Um possível modelo de Regionalização de Cabo Verde seria o da Ilha Região.Todavia uma vez que é inconcebível imaginar S. Vicente independente de Sº Antão e S. Nicolau ou vice-versa, imaginei um 2º nível de Regionalização (a ser implementado depois da Ilha Região) que denominei ASSOCIAÇÔES REGIONAIS, que seriam espaços de associação voluntária entre vária Ilhas-Regiões, cujo propósito exclusivo é criar sinergias e solidariedades entre espaços caracterizados por afinidades históricas, geográficas, culturais, evitando, assim, redundâncias nocivas e custosas para o país. As ASSOCIAÇÕES REGIONAIS incentivariam a Solidariedade e Integração Regional, evitariam a autonomização excessiva das Regiões, através do incentivo à cooperação solidária e sinergética voluntária inter-regional. A sua instauração corresponderia à implementação do segundo nível de Regionalização, a sua segunda etapa.
Neste modelo defini um conjunto de 4 ASSOCIAÇÕES REGIONAIS, partindo do princípio de associações voluntárias e por critérios de proximidade geográfica e cultural, assim como complementaridade económica:
- Supra-Região Barlavento 1 ou ASSOCIAÇÃO REGIONAL 1: S.º Antão S. Vicente e S. Nicolau;
- Supra-Região Barlavento 2 ou ASSOCIAÇÃO REGIONAL 2: Sal e Boavista e Maio?;
- Supra-Região Sotavento 3 ou ASSOCIAÇÃO REGIONAL 3: Santiago e Maio?;
- Supra-Região Sotavento 4 ou ASSOCIAÇÃO REGIONAL 4 : Fogo e Brava.

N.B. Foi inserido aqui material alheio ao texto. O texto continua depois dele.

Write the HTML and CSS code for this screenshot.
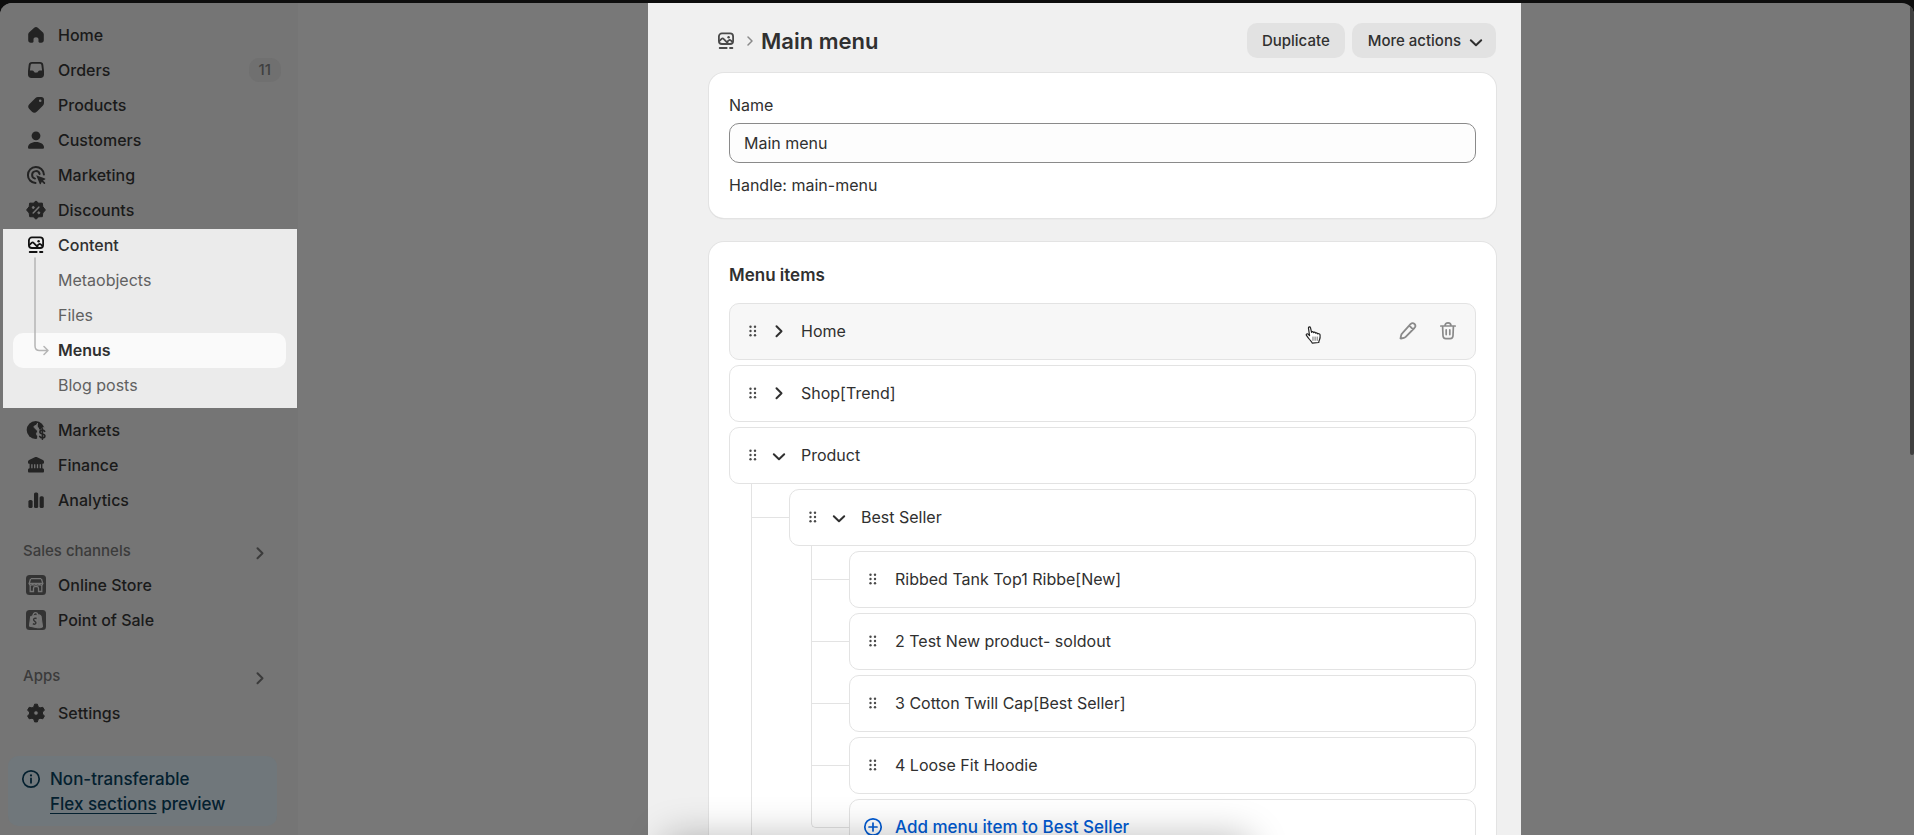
FILE: index.html
```html
<!DOCTYPE html>
<html lang="en">
<head>
  <meta charset="UTF-8">
  <meta name="viewport" content="width=device-width, initial-scale=1">
  <title>Main menu</title>
  <link rel="stylesheet" href="styles.css">
</head>
<body>
<svg class="sprite" aria-hidden="true">
  <symbol id="content" viewBox="0 0 20 20">
    <rect x="2.9" y="2.4" width="14.2" height="10.6" rx="3" fill="none" stroke="currentColor" stroke-width="1.8"/>
    <path d="M3 10.5l2.6-2.7c.6-.6 1.500-.6 2 0l4.600 4.800M10.800 11l2-1.600c.6-.5 1.300-.5 1.900 0l2 1.600" fill="none" stroke="currentColor" stroke-width="1.8"/>
    <circle cx="12.600" cy="6.300" r="1.200" fill="currentColor"/>
    <path d="M3.700 17h7M14 17h2.400" fill="none" stroke="currentColor" stroke-width="1.800" stroke-linecap="round"/>
  </symbol>
  <symbol id="drag" viewBox="0 0 20 20">
    <g fill="currentColor">
      <circle cx="7.500" cy="5.700" r="1.200"/><circle cx="12" cy="5.700" r="1.200"/>
      <circle cx="7.500" cy="10" r="1.200"/><circle cx="12" cy="10" r="1.200"/>
      <circle cx="7.500" cy="14.300" r="1.200"/><circle cx="12" cy="14.300" r="1.200"/>
    </g>
  </symbol>
  <symbol id="right" viewBox="0 0 20 20">
    <path d="M7.500 5.200l5 5-5 5" fill="none" stroke="currentColor" stroke-width="2" stroke-linecap="round" stroke-linejoin="round"/>
  </symbol>
  <symbol id="down" viewBox="0 0 20 20">
    <path d="M4.800 9.300l5.200 5 5.200-5" fill="none" stroke="currentColor" stroke-width="2" stroke-linecap="round" stroke-linejoin="round"/>
  </symbol>
</svg>

<div class="page">
  <aside class="sidebar">
    <nav>
      <a href="#" class="nav-link">
        <svg viewBox="0 0 20 20"><path d="M8.200 2.800c1-1 2.600-1 3.600 0l4.900 4.500c.8.7 1.100 1.500 1.100 2.500v5.400c0 1.600-1 2.500-2.500 2.500h-1.600c-.7 0-1.200-.5-1.200-1.200v-2.300c0-1.200-1-2-2.500-2s-2.500.8-2.500 2v2.300c0 .7-.5 1.200-1.200 1.200h-1.600c-1.500 0-2.500-.9-2.500-2.500V9.800c0-1 .3-1.800 1.100-2.500z" fill="currentColor"/></svg>
        <span>Home</span>
      </a>
      <a href="#" class="nav-link">
        <svg viewBox="0 0 20 20"><path fill-rule="evenodd" d="M6 2h8c2 0 3 1 3.300 2.800l.7 6.200v3.500c0 2.200-1.300 3.500-3.500 3.500h-9C3.300 18 2 16.700 2 14.500V11l.7-6.200C3 3 4 2 6 2zm.3 1.800c-1 0-1.600.5-1.700 1.500L3.900 10.500h2.300c.8 0 1.300.4 1.700 1 .4.800 1 1.200 2.100 1.200s1.700-.4 2.100-1.200c.4-.6.9-1 1.700-1h2.300l-.7-5.200c-.1-1-.7-1.500-1.700-1.500z" fill="currentColor"/></svg>
        <span>Orders</span>
        <span class="badge">11</span>
      </a>
      <a href="#" class="nav-link">
        <svg viewBox="0 0 20 20"><path fill-rule="evenodd" d="M12 2h3.200C17 2 18 3 18 4.800V8c0 1-.3 1.800-1 2.500l-6 6c-1.700 1.700-3.500 1.700-5 .2l-2.700-2.700c-1.500-1.500-1.500-3.300.2-5l6-6C10.200 2.300 11 2 12 2zm2.200 5a1.300 1.300 0 1 0 0-2.600 1.300 1.300 0 0 0 0 2.600z" fill="currentColor"/></svg>
        <span>Products</span>
      </a>
      <a href="#" class="nav-link">
        <svg viewBox="0 0 20 20"><g fill="currentColor"><circle cx="10" cy="5.800" r="4.400"/><path d="M10 12c4.600 0 8 2.400 8 5.400 0 .8-.6 1.300-1.400 1.300H3.400c-.8 0-1.400-.5-1.400-1.300C2 14.400 5.400 12 10 12z"/></g></svg>
        <span>Customers</span>
      </a>
      <a href="#" class="nav-link">
        <svg viewBox="0 0 20 20"><g fill="none" stroke="currentColor" stroke-width="2" stroke-linecap="round"><path d="M9.500 18A8 8 0 1 1 17.900 9.500"/><path d="M9 13.600A3.800 3.800 0 1 1 13.600 9"/></g><path d="M10.200 10.200l8.800 3.400c.5.200.5.800 0 1l-2 1 2 2c.4.400.4.800 0 1.200s-.8.400-1.200 0l-2-2-1 2.100c-.2.500-.9.500-1 0z" fill="currentColor"/></svg>
        <span>Marketing</span>
      </a>
      <a href="#" class="nav-link">
        <svg viewBox="0 0 20 20"><g fill="currentColor"><path d="M10 1l2.700 2.200 3.600-.1.500 3.500L19.400 10l-2.600 3 -.5 3.700-3.600.1L10 19.200l-2.700-2.400-3.600-.1-.5-3.700L.6 10l2.600-3.400.5-3.500 3.600.1z" stroke="currentColor" stroke-linejoin="round"/></g><g class="cutout"><path d="M7.200 13l5.600-5.800" stroke-width="1.600" stroke-linecap="round"/><circle cx="7.300" cy="7.500" r="1" /><circle cx="12.800" cy="12.800" r="1"/></g></svg>
        <span>Discounts</span>
      </a>

      <div class="nav-group">
        <a href="#" class="nav-link parent">
          <svg><use href="#content"/></svg>
          <span>Content</span>
        </a>
        <div class="subnav">
          <a href="#">Metaobjects</a>
          <a href="#">Files</a>
          <a href="#" class="current">Menus</a>
          <a href="#">Blog posts</a>
          <svg class="subnav-arrow" viewBox="0 0 16 100"><path d="M2 1v88c0 3 1.500 4.500 4.500 4.500H15M11 89.500l4 4-4 4" fill="none" stroke="currentColor" stroke-width="1.500" stroke-linecap="round" stroke-linejoin="round"/></svg>
        </div>
      </div>

      <a href="#" class="nav-link">
        <svg viewBox="0 0 20 20"><circle cx="9.600" cy="10" r="8.900" fill="currentColor"/><path class="cutout" d="M11.500 3.200c-.2 1.500-1 2-2.300 2.400-1.400.5-1.500 1.500-.7 2.200l2.600 2.600c.7.700.4 1.700-.2 2.300-.7.700-.5 1.500 0 2.200l.8 1.300v3.500l7.800-2V8.800l-2-1.500-2.800 2.600c-.6.500-1.300.3-1.700-.4l-1.700-3.200c-.3-.8-.2-1.800.2-3.100z"/><path d="M18.700 11.400c-.5-.9-1.300-1.300-2.300-1.300-1.500 0-2.500.7-2.500 1.900 0 2.800 5 1.200 5 4 0 1.200-1.100 1.900-2.500 1.900-1.200 0-2.200-.5-2.700-1.500M16.400 8.700v10.500" fill="none" stroke="currentColor" stroke-width="1.600" stroke-linecap="round"/></svg>
        <span>Markets</span>
      </a>
      <a href="#" class="nav-link">
        <svg viewBox="0 0 20 20"><path d="M8.800 2.300c.8-.4 1.600-.4 2.400 0l5.700 2.600c.7.300 1.100.9 1.100 1.600v1c0 .8-.5 1.300-1.300 1.300h-.3v4.400c1 .1 1.600.8 1.600 1.800v1.300c0 .8-.5 1.200-1.200 1.200H3.200c-.7 0-1.200-.4-1.200-1.200V15c0-1 .6-1.700 1.600-1.800V8.800h-.3C2.500 8.800 2 8.300 2 7.500v-1c0-.7.400-1.300 1.100-1.600z" fill="currentColor"/><path class="cutout" d="M5.900 9.200v4M8.700 9.200v4M11.500 9.200v4M14.300 9.200v4" stroke-width="1.300"/></svg>
        <span>Finance</span>
      </a>
      <a href="#" class="nav-link">
        <svg viewBox="0 0 20 20"><g fill="currentColor"><rect x="2.400" y="10" width="4.200" height="8" rx="1.600"/><rect x="8" y="2.400" width="4.200" height="15.600" rx="1.600"/><rect x="13.600" y="6.200" width="4.200" height="11.800" rx="1.600"/></g></svg>
        <span>Analytics</span>
      </a>

      <a href="#" class="nav-heading">
        <span>Sales channels</span>
        <svg><use href="#right"/></svg>
      </a>
      <a href="#" class="nav-link">
        <svg class="app-icon" viewBox="0 0 20 20"><rect x="0" y="0" width="20" height="20" rx="3.500" fill="currentColor"/><g class="cutout"><path d="M5 3.700h10M4.600 3.700L3.200 8.400h13.600l-1.400-4.700M3.200 8.400c0 2.300 3.400 2.300 3.400 0 0 2.300 3.400 2.300 3.400 0 0 2.300 3.400 2.300 3.400 0 0 2.300 3.400 2.300 3.400 0M4.200 10.500v6h3.300v-3.300c0-1 .5-1.500 1.500-1.500h2c1 0 1.500.5 1.500 1.500v3.300h3.300v-6" class="line"/></g></svg>
        <span>Online Store</span>
      </a>
      <a href="#" class="nav-link">
        <svg class="app-icon" viewBox="0 0 20 20"><rect x="0" y="0" width="20" height="20" rx="3.500" fill="currentColor"/><path class="cutout" d="M4.600 6.500l8-1.800V18L3.400 16.200zM13.400 4.700l1.600 1 1.600 11.300-3.200 1z"/><path class="cutout line" d="M6.800 6c.3-2 1.500-3.400 2.700-3.400S11.700 3.800 11.800 5.200"/><path d="M10.600 8.500c-1.600-.7-3 0-3 1.300 0 1.500 2.300 1.500 2.300 3s-1.700 1.800-3 .9" fill="none" stroke="currentColor" stroke-width="1.400"/></svg>
        <span>Point of Sale</span>
      </a>

      <a href="#" class="nav-heading apps">
        <span>Apps</span>
        <svg><use href="#right"/></svg>
      </a>
      <a href="#" class="nav-link settings">
        <svg viewBox="0 0 20 20"><path fill-rule="evenodd" d="M8.600 1.200h2.800l.8 2.700 1.800 1 2.800-.6 1.600 2.800-1.900 2v1.900l1.900 2-1.600 2.800-2.800-.6-1.800 1-.8 2.700H8.600l-.8-2.700-1.800-1-2.800.6L1.600 13l1.900-2V9.100l-1.900-2 1.600-2.800 2.800.6 1.800-1zM10 12.300a2.300 2.300 0 1 0 0-4.600 2.300 2.300 0 0 0 0 4.600z" fill="currentColor" stroke="currentColor" stroke-linejoin="round"/></svg>
        <span>Settings</span>
      </a>
    </nav>

    <div class="notice">
      <svg viewBox="0 0 20 20"><circle cx="10" cy="10" r="8.200" fill="none" stroke="currentColor" stroke-width="1.700"/><path d="M10 9.500v4.300" stroke="currentColor" stroke-width="1.800" stroke-linecap="round"/><circle cx="10" cy="6.400" r="1.100" fill="currentColor"/></svg>
      <p>Non-transferable<br><a href="#">Flex sections</a> preview</p>
    </div>
  </aside>

  <main class="main">
    <section class="panel">
      <header class="panel-head">
        <a href="#" class="crumb" aria-label="Content"><svg><use href="#content"/></svg></a>
        <svg class="crumb-sep" viewBox="0 0 8 12"><path d="M2 2l4 4-4 4" fill="none" stroke="currentColor" stroke-width="1.500" stroke-linecap="round" stroke-linejoin="round"/></svg>
        <h1>Main menu</h1>
        <button type="button" class="btn">Duplicate</button>
        <button type="button" class="btn">More actions <svg><use href="#down"/></svg></button>
      </header>

      <div class="card name-card">
        <label for="menu-name">Name</label>
        <input type="text" id="menu-name" value="Main menu">
        <p>Handle: main-menu</p>
      </div>

      <div class="card">
        <h2>Menu items</h2>
        <ul class="items">
          <li>
            <div class="row hover">
              <svg class="drag"><use href="#drag"/></svg>
              <button type="button" class="toggle" aria-label="Expand Home"><svg><use href="#right"/></svg></button>
              <span class="label">Home</span>
              <button type="button" class="action" aria-label="Edit"><svg viewBox="0 0 20 20"><path d="M12.500 3.200c1.300-1.300 2.900-1.300 4-.2s1.100 2.700-.1 4L7.700 15.800c-.5.500-1.100.9-1.800 1l-3 .7c-.3 0-.5-.2-.4-.5l.7-2.900c.1-.7.500-1.300 1-1.800zM11.300 4.600l4 4" fill="none" stroke="currentColor" stroke-width="1.800" stroke-linejoin="round"/></svg></button>
              <button type="button" class="action" aria-label="Delete"><svg viewBox="0 0 20 20"><path d="M2.800 5h14.400M7 5c0-1.900 1.200-3.200 3-3.200S13 3.100 13 5M4.600 5.200l.4 9.600c.1 1.800 1 2.800 2.800 2.800h4.400c1.800 0 2.700-1 2.800-2.800l.4-9.600M8.200 8.800v4.800M11.800 8.800v4.800" fill="none" stroke="currentColor" stroke-width="1.700" stroke-linecap="round"/></svg></button>
              <svg class="pointer" viewBox="0 0 16 17"><path d="M3.200 1.800c0-1.100 1.700-1.400 2 0l1 4.200c.2-.9 1.700-.9 1.900.3.300-.8 1.700-.7 1.900.5.400-.7 1.600-.4 1.800.6.600-.3 2.200-.3 2.400 1 .2 1.800.2 2.900-.5 4.600-.3.800-.7 1.200-.7 2.600l-6.200.5c-.4-1.400-1.600-2.200-2.700-3.600C3.200 11.400 1.800 9.500 1.200 8.600c-.4-1 .9-1.600 1.600-1l1.500 1.500z" fill="#fff" stroke="#222" stroke-width="1.100" stroke-linejoin="round"/><path d="M7.500 10v4M9.500 10v4M11.500 10v4" stroke="#555" stroke-width=".8"/></svg>
            </div>
          </li>
          <li>
            <div class="row">
              <svg class="drag"><use href="#drag"/></svg>
              <button type="button" class="toggle" aria-label="Expand Shop"><svg><use href="#right"/></svg></button>
              <span class="label">Shop[Trend]</span>
            </div>
          </li>
          <li>
            <div class="row">
              <svg class="drag"><use href="#drag"/></svg>
              <button type="button" class="toggle" aria-label="Collapse Product"><svg><use href="#down"/></svg></button>
              <span class="label">Product</span>
            </div>
            <ul class="tree">
              <li>
                <div class="node">
                  <div class="row">
                    <svg class="drag"><use href="#drag"/></svg>
                    <button type="button" class="toggle" aria-label="Collapse Best Seller"><svg><use href="#down"/></svg></button>
                    <span class="label">Best Seller</span>
                  </div>
                  <ul class="tree">
                    <li><div class="node"><div class="row"><svg class="drag"><use href="#drag"/></svg><span class="label">Ribbed Tank Top1 Ribbe[New]</span></div></div></li>
                    <li><div class="node"><div class="row"><svg class="drag"><use href="#drag"/></svg><span class="label">2 Test New product- soldout</span></div></div></li>
                    <li><div class="node"><div class="row"><svg class="drag"><use href="#drag"/></svg><span class="label">3 Cotton Twill Cap[Best Seller]</span></div></div></li>
                    <li><div class="node"><div class="row"><svg class="drag"><use href="#drag"/></svg><span class="label">4 Loose Fit Hoodie</span></div></div></li>
                    <li class="last">
                      <div class="node">
                        <button type="button" class="row add">
                          <svg viewBox="0 0 20 20"><g fill="none" stroke="currentColor" stroke-width="1.700" stroke-linecap="round"><circle cx="10" cy="10" r="8.200"/><path d="M10 6v8M6 10h8"/></g></svg>
                          <span class="label">Add menu item to Best Seller</span>
                        </button>
                      </div>
                    </li>
                  </ul>
                </div>
              </li>
            </ul>
          </li>
        </ul>
      </div>
    </section>
  </main>
  <div class="bar-shadow"></div>
  <div class="scrollbar"></div>
</div>
</body>
</html>
```

FILE: styles.css
```css
* {
  margin: 0;
  padding: 0;
  box-sizing: border-box;
}

body {
  height: 100vh;
  padding-top: 3px;
  overflow: hidden;
  background: #0e0e0e;
  font-family: Inter, "Liberation Sans", sans-serif;
  font-size: 16px;
  line-height: 24px;
  color: #303030;
}

a {
  color: inherit;
  text-decoration: none;
}

li {
  list-style: none;
}

button,
input {
  font: inherit;
  color: inherit;
}

button {
  border: none;
  background: none;
}

svg {
  width: 20px;
  height: 20px;
  flex: none;
  display: block;
}

.sprite {
  position: absolute;
  width: 0;
  height: 0;
}

.page {
  display: flex;
  height: 100%;
  position: relative;
  overflow: hidden;
  border-radius: 12px 12px 0 0;
  background: #787878;
}

/* sidebar */
.sidebar {
  width: 298px;
  flex: none;
  padding-top: 14px;
  background: #757575;
  color: #1a1a1a;
  font-weight: 500;
}

.nav-link {
  display: flex;
  align-items: center;
  gap: 12px;
  height: 35px;
  padding: 0 17px 0 26px;
}

.nav-link svg {
  color: #232323;
}

.cutout {
  fill: #757575;
  stroke: #757575;
}

.cutout.line,
.cutout .line {
  fill: none;
  stroke-width: 1.3;
}

.nav-link .app-icon {
  color: #333;
}

.badge {
  margin-left: auto;
  padding: 0 10px;
  border-radius: 10px;
  background: #707070;
  color: #404040;
  font-size: 15px;
}

.nav-group {
  margin: 2px 1px 4px 3px;
  padding-bottom: 5px;
  background: #ebebeb;
  color: #303030;
}

.nav-group .parent {
  height: 32px;
  padding-left: 23px;
}

.nav-group .parent svg {
  color: #111;
}

.subnav {
  position: relative;
  padding: 2px 11px 0 10px;
}

.subnav a {
  display: block;
  height: 35px;
  padding-left: 45px;
  border-radius: 10px;
  line-height: 35px;
  font-weight: 400;
  color: #616161;
}

.subnav .current {
  background: #fafafa;
  color: #303030;
  font-weight: 600;
}

.subnav-arrow {
  position: absolute;
  top: -4px;
  left: 30px;
  width: 16px;
  height: 100px;
  color: #b5b5b5;
}

.nav-heading {
  display: flex;
  align-items: center;
  justify-content: space-between;
  height: 32px;
  margin-top: 18px;
  padding: 0 28px 0 23px;
  color: #3b3b3b;
  font-size: 15px;
}

.nav-heading svg {
  margin-top: 3px;
}

.nav-heading.apps {
  margin-top: 23px;
}

.settings {
  margin-top: 3px;
}

.notice {
  display: flex;
  gap: 9px;
  margin: 26px 21px 0 8px;
  padding: 11px 13px 9px;
  border-radius: 10px;
  background: #70777b;
  color: #04202f;
  font-size: 17px;
  line-height: 25px;
}

.notice svg {
  margin-top: 2px;
}

.notice a {
  text-decoration: underline;
  text-underline-offset: 3px;
}

/* main column */
.main {
  display: flex;
  flex: 1;
  justify-content: center;
  min-width: 0;
  padding-right: 43px;
}

.panel {
  width: 100%;
  max-width: 873px;
  padding: 20px 25px 0 61px;
  background: #f0f0f0;
}

.panel-head {
  display: flex;
  align-items: center;
  height: 35px;
  margin-bottom: 15px;
  padding-left: 7px;
}

.crumb {
  color: #4a4a4a;
}

.crumb-sep {
  width: 8px;
  height: 12px;
  margin: 0 7px 0 10px;
  color: #8a8a8a;
}

h1 {
  flex: 1;
  font-size: 22px;
  line-height: 30px;
  font-weight: 600;
}

.btn {
  display: flex;
  align-items: center;
  gap: 5px;
  height: 35px;
  margin-left: 7px;
  padding: 0 15px;
  border-radius: 10px;
  background: #e2e2e2;
  font-size: 15px;
  font-weight: 500;
}

.btn:last-child {
  padding: 0 10px 0 16px;
}

.card {
  margin-bottom: 24px;
  padding: 21px 20px;
  border-radius: 15px;
  background: #fff;
  box-shadow: 0 0 0 1px #e3e3e3, 0 1px 1px #c4c4c4;
}

.name-card {
  padding-top: 20px;
}

.name-card label {
  display: block;
  margin-bottom: 6px;
}

.name-card input {
  display: block;
  width: 100%;
  height: 40px;
  margin-bottom: 10px;
  padding: 0 14px;
  border: 1px solid #8a8a8a;
  border-radius: 10px;
  background: #fdfdfd;
}

h2 {
  margin-bottom: 16px;
  font-size: 17px;
  line-height: 24px;
  font-weight: 600;
}

/* menu tree */
.items > li {
  margin-bottom: 5px;
}

.row {
  display: flex;
  align-items: center;
  position: relative;
  width: 100%;
  height: 57px;
  padding: 0 17px 2px 13px;
  border: 1px solid #e3e3e3;
  border-radius: 10px;
  background: #fff;
}

.row.hover {
  background: #f7f7f7;
}

.drag {
  color: #4a4a4a;
}

.drag + .label,
.add .label {
  margin-left: 12px;
}

.toggle {
  margin: 0 12px 0 6px;
}

.label {
  flex: 1;
  text-align: left;
}

.action {
  margin-left: 20px;
  color: #8a8a8a;
}

.pointer {
  position: absolute;
  top: 22px;
  right: 153px;
  width: 17px;
  height: 18px;
}

.tree {
  margin-left: 22px;
}

.tree li {
  display: flex;
  border-left: 1px solid #e3e3e3;
}

.tree li::before {
  content: "";
  width: 37px;
  height: 33px;
  border-bottom: 1px solid #e3e3e3;
}

.tree li.last {
  border-left: none;
}

.tree li.last::before {
  border-left: 1px solid #e3e3e3;
  border-bottom-left-radius: 5px;
}

.node {
  flex: 1;
  padding-top: 5px;
}

.items > li > .tree {
  padding-bottom: 60px;
}

.add {
  color: #005bd3;
  font-size: 17px;
  font-weight: 500;
}

/* shade from the toolbar docked under the window */
.bar-shadow {
  position: absolute;
  top: 100%;
  left: 50%;
  width: 590px;
  height: 60px;
  margin-left: -295px;
  border-radius: 15px;
  box-shadow: 0 0 36px rgba(0, 0, 0, .25);
}

.scrollbar {
  position: absolute;
  top: 3px;
  right: 0;
  width: 4px;
  height: 449px;
  border-radius: 3px;
  background: #404040;
}
```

Acredito pois que é possível e necessário um país organizado em moldes mais democráticos, com um sistema político e administrativo mais flexível, um modelo de governação baseado na Descentralização e na Regionalização plena que subentenda uma plena autonomia política, administrativa e económica para as ilhas. Com esta reforma a Regionalização será uma nova oportunidade para S. Vicente e Cabo Verde. Vamos portanto todos, quer em Cabo Verde quer na Diáspora, socializar a ideia da Regionalização.